## Given information
§
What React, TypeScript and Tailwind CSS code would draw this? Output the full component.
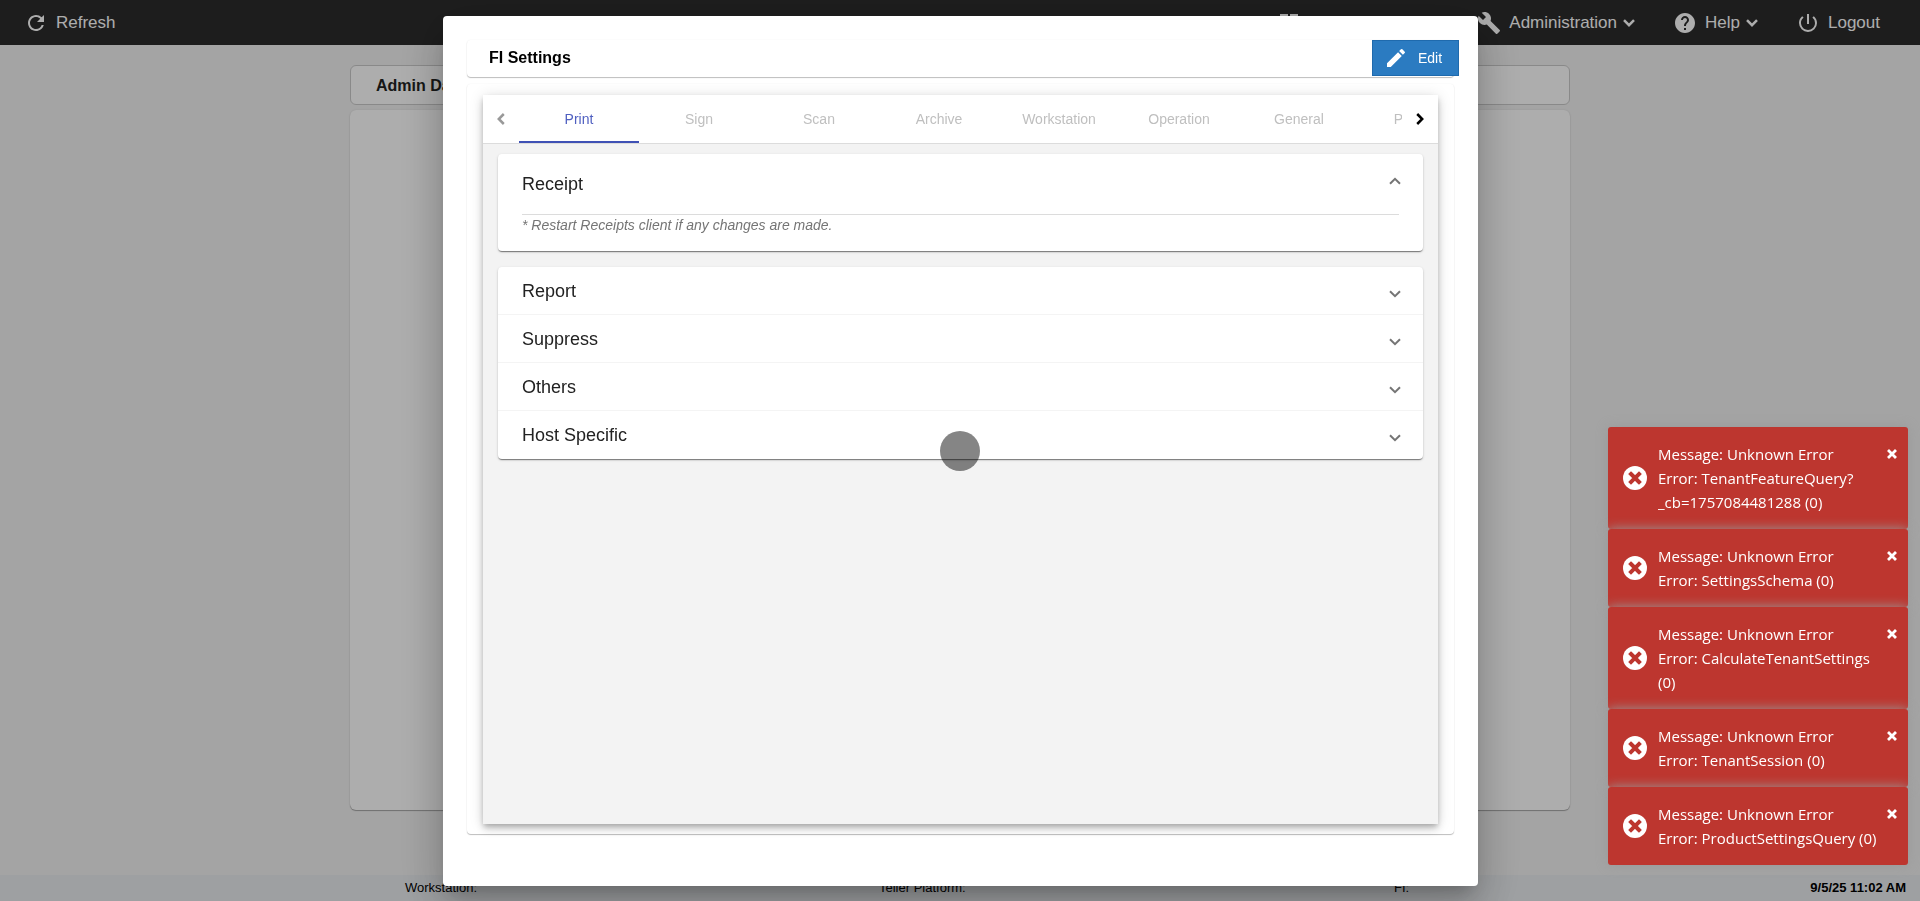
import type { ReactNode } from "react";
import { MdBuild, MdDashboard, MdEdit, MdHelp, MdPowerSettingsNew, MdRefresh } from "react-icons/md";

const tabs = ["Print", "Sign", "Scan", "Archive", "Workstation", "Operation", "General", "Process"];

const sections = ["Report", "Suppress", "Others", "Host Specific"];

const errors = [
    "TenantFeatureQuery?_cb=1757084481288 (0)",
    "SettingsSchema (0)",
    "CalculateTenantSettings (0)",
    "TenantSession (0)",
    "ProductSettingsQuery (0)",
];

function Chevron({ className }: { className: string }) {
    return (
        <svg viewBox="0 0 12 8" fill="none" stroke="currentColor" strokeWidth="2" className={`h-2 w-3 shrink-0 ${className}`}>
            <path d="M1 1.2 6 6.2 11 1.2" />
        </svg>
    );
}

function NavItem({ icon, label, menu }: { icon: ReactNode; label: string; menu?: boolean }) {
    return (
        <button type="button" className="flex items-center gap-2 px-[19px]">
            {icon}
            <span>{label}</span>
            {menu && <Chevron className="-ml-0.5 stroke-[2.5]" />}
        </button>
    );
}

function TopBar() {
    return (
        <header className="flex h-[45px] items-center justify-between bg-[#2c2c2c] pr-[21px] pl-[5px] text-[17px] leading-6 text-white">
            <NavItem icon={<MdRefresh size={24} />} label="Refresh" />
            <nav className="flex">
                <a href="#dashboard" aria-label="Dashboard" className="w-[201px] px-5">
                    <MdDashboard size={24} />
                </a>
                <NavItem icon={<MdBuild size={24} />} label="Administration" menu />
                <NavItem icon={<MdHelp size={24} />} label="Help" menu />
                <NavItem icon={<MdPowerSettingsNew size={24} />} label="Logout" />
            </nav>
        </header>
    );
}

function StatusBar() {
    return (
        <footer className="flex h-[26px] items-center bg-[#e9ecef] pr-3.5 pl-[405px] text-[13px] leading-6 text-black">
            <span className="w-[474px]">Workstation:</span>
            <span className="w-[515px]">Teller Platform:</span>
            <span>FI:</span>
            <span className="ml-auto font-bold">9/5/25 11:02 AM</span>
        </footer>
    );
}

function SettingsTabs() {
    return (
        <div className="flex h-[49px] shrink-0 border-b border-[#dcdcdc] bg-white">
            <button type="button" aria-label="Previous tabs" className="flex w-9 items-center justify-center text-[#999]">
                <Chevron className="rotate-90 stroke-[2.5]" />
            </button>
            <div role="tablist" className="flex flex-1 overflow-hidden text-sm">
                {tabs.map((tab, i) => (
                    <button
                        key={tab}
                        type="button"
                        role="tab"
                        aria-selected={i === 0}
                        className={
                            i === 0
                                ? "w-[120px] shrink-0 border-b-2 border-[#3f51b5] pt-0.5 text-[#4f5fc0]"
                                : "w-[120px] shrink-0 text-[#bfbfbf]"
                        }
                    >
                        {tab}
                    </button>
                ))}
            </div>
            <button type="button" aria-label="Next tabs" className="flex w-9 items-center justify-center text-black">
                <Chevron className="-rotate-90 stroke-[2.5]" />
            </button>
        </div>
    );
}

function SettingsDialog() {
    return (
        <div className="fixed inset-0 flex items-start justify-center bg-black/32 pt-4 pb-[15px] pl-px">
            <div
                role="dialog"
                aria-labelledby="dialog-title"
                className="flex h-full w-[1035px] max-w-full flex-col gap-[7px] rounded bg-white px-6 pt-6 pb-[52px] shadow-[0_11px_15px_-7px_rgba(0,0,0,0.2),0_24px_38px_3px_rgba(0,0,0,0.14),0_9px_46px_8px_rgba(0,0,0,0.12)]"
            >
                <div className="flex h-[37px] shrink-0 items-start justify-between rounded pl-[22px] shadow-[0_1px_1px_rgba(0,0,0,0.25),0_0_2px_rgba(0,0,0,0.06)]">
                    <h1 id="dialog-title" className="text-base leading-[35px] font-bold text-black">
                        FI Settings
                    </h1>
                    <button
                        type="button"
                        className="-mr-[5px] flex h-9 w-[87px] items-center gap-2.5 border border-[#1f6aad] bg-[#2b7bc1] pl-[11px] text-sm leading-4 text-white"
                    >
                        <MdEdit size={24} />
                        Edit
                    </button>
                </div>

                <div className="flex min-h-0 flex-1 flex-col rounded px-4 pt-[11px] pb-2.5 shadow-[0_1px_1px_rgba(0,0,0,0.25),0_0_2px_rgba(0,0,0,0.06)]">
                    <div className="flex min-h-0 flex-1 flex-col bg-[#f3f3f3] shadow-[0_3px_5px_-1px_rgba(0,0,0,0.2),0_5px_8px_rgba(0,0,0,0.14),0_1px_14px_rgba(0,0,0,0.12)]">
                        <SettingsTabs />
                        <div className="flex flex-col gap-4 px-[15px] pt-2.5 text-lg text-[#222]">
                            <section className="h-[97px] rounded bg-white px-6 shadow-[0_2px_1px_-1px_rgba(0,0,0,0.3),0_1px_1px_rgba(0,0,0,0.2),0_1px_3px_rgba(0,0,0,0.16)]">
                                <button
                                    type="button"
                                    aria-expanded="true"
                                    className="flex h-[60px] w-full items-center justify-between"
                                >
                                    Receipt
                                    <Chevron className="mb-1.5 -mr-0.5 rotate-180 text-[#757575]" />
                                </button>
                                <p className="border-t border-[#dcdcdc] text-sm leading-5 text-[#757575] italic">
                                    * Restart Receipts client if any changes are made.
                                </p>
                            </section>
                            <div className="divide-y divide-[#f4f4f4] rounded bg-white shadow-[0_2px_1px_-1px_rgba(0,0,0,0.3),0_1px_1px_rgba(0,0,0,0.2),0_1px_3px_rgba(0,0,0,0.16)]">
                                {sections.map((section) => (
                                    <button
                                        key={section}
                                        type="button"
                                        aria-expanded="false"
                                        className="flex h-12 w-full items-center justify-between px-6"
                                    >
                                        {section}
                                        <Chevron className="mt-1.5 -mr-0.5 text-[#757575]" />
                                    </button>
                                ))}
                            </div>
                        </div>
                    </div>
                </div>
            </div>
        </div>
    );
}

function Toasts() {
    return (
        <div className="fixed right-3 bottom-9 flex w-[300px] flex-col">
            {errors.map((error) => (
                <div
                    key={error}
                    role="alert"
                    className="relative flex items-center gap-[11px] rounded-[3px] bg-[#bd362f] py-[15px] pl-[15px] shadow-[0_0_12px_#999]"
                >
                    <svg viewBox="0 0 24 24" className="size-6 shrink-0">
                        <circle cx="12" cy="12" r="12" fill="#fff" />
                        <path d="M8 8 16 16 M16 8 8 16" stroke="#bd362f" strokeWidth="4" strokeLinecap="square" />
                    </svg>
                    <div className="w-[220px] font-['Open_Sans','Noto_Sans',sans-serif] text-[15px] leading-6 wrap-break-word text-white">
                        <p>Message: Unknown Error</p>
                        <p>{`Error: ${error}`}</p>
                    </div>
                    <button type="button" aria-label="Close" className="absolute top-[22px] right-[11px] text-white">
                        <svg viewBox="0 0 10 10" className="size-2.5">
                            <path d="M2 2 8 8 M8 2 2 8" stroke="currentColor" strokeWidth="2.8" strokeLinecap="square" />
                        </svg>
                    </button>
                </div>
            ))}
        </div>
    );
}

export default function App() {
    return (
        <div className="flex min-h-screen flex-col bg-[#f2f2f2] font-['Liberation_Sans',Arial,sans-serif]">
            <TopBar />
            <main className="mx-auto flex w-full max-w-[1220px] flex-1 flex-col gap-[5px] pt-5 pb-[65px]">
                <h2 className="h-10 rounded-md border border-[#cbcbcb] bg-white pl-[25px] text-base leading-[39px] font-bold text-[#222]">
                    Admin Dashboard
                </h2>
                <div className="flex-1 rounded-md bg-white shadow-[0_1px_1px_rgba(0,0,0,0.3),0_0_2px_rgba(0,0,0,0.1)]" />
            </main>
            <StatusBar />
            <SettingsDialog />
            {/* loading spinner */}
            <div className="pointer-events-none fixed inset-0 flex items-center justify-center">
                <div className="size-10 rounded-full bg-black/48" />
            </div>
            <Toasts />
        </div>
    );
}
§
Find the string "full" in the listing and return every line that holds it.

What React, TypeScript and Tailwind CSS code would draw this? Output the full component.
                className="flex h-full w-[1035px] max-w-full flex-col gap-[7px] rounded bg-white px-6 pt-6 pb-[52px] shadow-[0_11px_15px_-7px_rgba(0,0,0,0.2),0_24px_38px_3px_rgba(0,0,0,0.14),0_9px_46px_8px_rgba(0,0,0,0.12)]"
                                    className="flex h-[60px] w-full items-center justify-between"
                                        className="flex h-12 w-full items-center justify-between px-6"
            <main className="mx-auto flex w-full max-w-[1220px] flex-1 flex-col gap-[5px] pt-5 pb-[65px]">
                <div className="size-10 rounded-full bg-black/48" />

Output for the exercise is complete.